Given request.
Transcribe the listing verbatim. Do not carry over any pictures.

** Start **

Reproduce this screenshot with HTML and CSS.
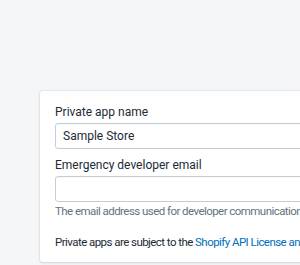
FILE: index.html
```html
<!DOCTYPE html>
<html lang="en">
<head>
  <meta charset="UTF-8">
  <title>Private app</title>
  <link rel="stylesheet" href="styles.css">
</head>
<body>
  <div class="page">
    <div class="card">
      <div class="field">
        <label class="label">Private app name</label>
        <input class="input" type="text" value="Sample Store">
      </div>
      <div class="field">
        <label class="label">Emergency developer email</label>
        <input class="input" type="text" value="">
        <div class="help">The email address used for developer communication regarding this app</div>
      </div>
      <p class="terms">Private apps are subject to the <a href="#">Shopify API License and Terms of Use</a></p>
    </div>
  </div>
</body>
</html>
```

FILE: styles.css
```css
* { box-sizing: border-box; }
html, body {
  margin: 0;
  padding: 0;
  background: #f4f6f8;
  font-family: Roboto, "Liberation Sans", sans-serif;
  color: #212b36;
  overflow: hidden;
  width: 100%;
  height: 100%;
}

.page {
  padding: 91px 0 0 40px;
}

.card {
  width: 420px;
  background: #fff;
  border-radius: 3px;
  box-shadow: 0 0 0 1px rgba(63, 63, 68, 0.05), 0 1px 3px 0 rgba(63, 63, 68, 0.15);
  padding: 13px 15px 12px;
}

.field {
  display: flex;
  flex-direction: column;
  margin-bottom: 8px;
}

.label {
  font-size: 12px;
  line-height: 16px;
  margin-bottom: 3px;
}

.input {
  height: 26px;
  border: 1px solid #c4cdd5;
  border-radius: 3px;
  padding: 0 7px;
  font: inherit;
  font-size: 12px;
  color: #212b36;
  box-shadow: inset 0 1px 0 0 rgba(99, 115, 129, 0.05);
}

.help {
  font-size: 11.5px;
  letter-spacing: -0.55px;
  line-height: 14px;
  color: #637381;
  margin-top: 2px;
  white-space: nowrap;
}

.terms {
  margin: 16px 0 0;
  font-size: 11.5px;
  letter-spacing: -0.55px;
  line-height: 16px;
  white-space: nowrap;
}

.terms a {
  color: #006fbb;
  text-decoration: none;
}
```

** End **

Problem solution.
Reproduce this screenshot with HTML and CSS.
FILE: index.html
```html
<!DOCTYPE html>
<html lang="en">
<head>
  <meta charset="UTF-8">
  <title>Private app</title>
  <link rel="stylesheet" href="styles.css">
</head>
<body>
  <div class="page">
    <div class="card">
      <div class="field">
        <label class="label">Private app name</label>
        <input class="input" type="text" value="Sample Store">
      </div>
      <div class="field">
        <label class="label">Emergency developer email</label>
        <input class="input" type="text" value="">
        <div class="help">The email address used for developer communication regarding this app</div>
      </div>
      <p class="terms">Private apps are subject to the <a href="#">Shopify API License and Terms of Use</a></p>
    </div>
  </div>
</body>
</html>
```

FILE: styles.css
```css
* { box-sizing: border-box; }
html, body {
  margin: 0;
  padding: 0;
  background: #f4f6f8;
  font-family: Roboto, "Liberation Sans", sans-serif;
  color: #212b36;
  overflow: hidden;
  width: 100%;
  height: 100%;
}

.page {
  padding: 91px 0 0 40px;
}

.card {
  width: 420px;
  background: #fff;
  border-radius: 3px;
  box-shadow: 0 0 0 1px rgba(63, 63, 68, 0.05), 0 1px 3px 0 rgba(63, 63, 68, 0.15);
  padding: 13px 15px 12px;
}

.field {
  display: flex;
  flex-direction: column;
  margin-bottom: 8px;
}

.label {
  font-size: 12px;
  line-height: 16px;
  margin-bottom: 3px;
}

.input {
  height: 26px;
  border: 1px solid #c4cdd5;
  border-radius: 3px;
  padding: 0 7px;
  font: inherit;
  font-size: 12px;
  color: #212b36;
  box-shadow: inset 0 1px 0 0 rgba(99, 115, 129, 0.05);
}

.help {
  font-size: 11.5px;
  letter-spacing: -0.55px;
  line-height: 14px;
  color: #637381;
  margin-top: 2px;
  white-space: nowrap;
}

.terms {
  margin: 16px 0 0;
  font-size: 11.5px;
  letter-spacing: -0.55px;
  line-height: 16px;
  white-space: nowrap;
}

.terms a {
  color: #006fbb;
  text-decoration: none;
}
```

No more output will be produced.